The episode also includes a discussion on Ukrainian President Volodymyr Zelenskyy’s claim that Chinese troops are now fighting alongside Russian forces in the Donetsk region.
Large and aggressive Chinese military activities near Taiwan are threatening U.S. and allied security, according to Adm. Sam Paparo, commander of U.S. Indo-Pacific Command, who testified to the Senate Armed Services Committee on Thursday that his forces are strong enough to deter Chinese military action in the region — but that discouraging future Chinese aggression will require a buildup of American power.
Chinese military drills near Taiwan, an island democracy aligned with the United States, are not exercises but “dress rehearsals” for a “forced unification,” said Adm.
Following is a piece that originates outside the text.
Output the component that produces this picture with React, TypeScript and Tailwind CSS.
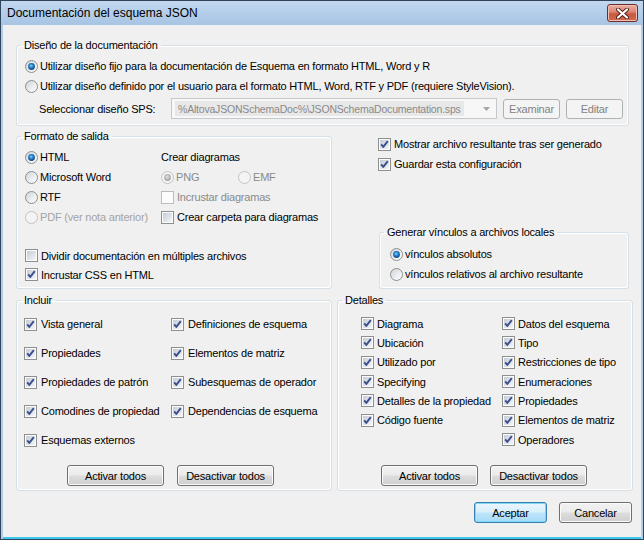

Paparo in reference to the Chinese Communist Party’s stated goal of taking control of Taiwan via force if necessary.
The admiral told lawmakers that other concerns in the region include North Korea’s continued buildup of nuclear weapons and forces, a threat that has intensified with the expansion of its growing partnership with Russia. He said that in exchange for providing troops and weaponry for Russia’s Ukraine war, North Korea is receiving Russian missile and submarine technology. Pyongyang, he said, has supplied Russia with “hundreds” of KN-24 short-range missiles and thousands of artillery shells.
Defense Secretary Pete Hegseth slammed China’s growing influence in the Western Hemisphere during a visit this week to Panama, asserting that Beijing’s control of strategic and critical infrastructure in Latin America “cannot and will not stand.”
“China’s military has too large of a presence in the Western Hemisphere,” Mr. Hegseth told the 2025 Central American Security Conference in Panama. “Make no mistake, Beijing is investing and operating in this region for military advantage and unfair economic gain.” It was the second Cabinet-level visit to the strategic Central American nation since Mr. Trump took office in January, following Secretary of State Marco Rubio’s visit in February. The administration is vowing to counter China’s growing activities in the region with a push to reduce Beijing’s operational influence over the Panama Canal.
China reacted harshly to Mr. Hegseth’s Panama visit. A top foreign ministry spokesman accused the Trump administration of “maliciously” attacking China while attempting to sabotage its efforts with Panama. Threat Status is tracking the extent to which the Cold War-style maneuverings between Washington and Beijing in the region intersect with the growing U.S.-China trade war.
Once, the United States was an uncontested superpower capable of fielding a military more powerful and more advanced than any other. That is “no longer” the case, write Wilson Beaver and Anna Gustafson of The Heritage Foundation. “Instead, a rival has emerged that poses a serious and credible threat to America and its allies.
“Today, China boasts revisionist intentions evident through its buildup of the world’s largest navy and its aggressive maritime behavior toward American partners and other neighbors, such as the Philippines, Taiwan and Vietnam,” write Mr. Beaver and Ms. Gustafson.
“Beijing relentlessly challenges Taiwan’s security, and it continues to modernize and militarize at a pace unseen since the height of the Cold War. Meanwhile, it increasingly challenges the United States, putting it at risk of becoming a second- or even third-tier nuclear power,” they write. “The longer this fact is ignored, the more perilous the situation becomes.”
The U.S. intelligence community “is on a path to its next catastrophic failure” and “the Defense Department, which owns a massive portion of the intelligence community’s capabilities, is doing nothing to stop the next preventable disaster,” writes Richard Westhoff, civilian intelligence oversight specialist in the Defense Department.
“Of the 18 intelligence community organizations, nine fall under the Defense Department, including five armed services intelligence elements, four major intelligence community agencies, service-affiliated intelligence agencies, and dozens of defense intelligence components throughout the defense agencies, combatant commands and the Joint Staff,” Mr. Westhoff writes. “Despite this massive investment, the Pentagon does not have a single senior official dedicated to intelligence oversight at the department level.”
“Oversight of intelligence activities is fundamentally broken,” he writes. “To prevent the next catastrophic intelligence failure, the Pentagon should immediately halt all efforts that pay lip service to intelligence oversight and restore a dedicated senior official and office to oversee critical intelligence and intelligence-related activities.”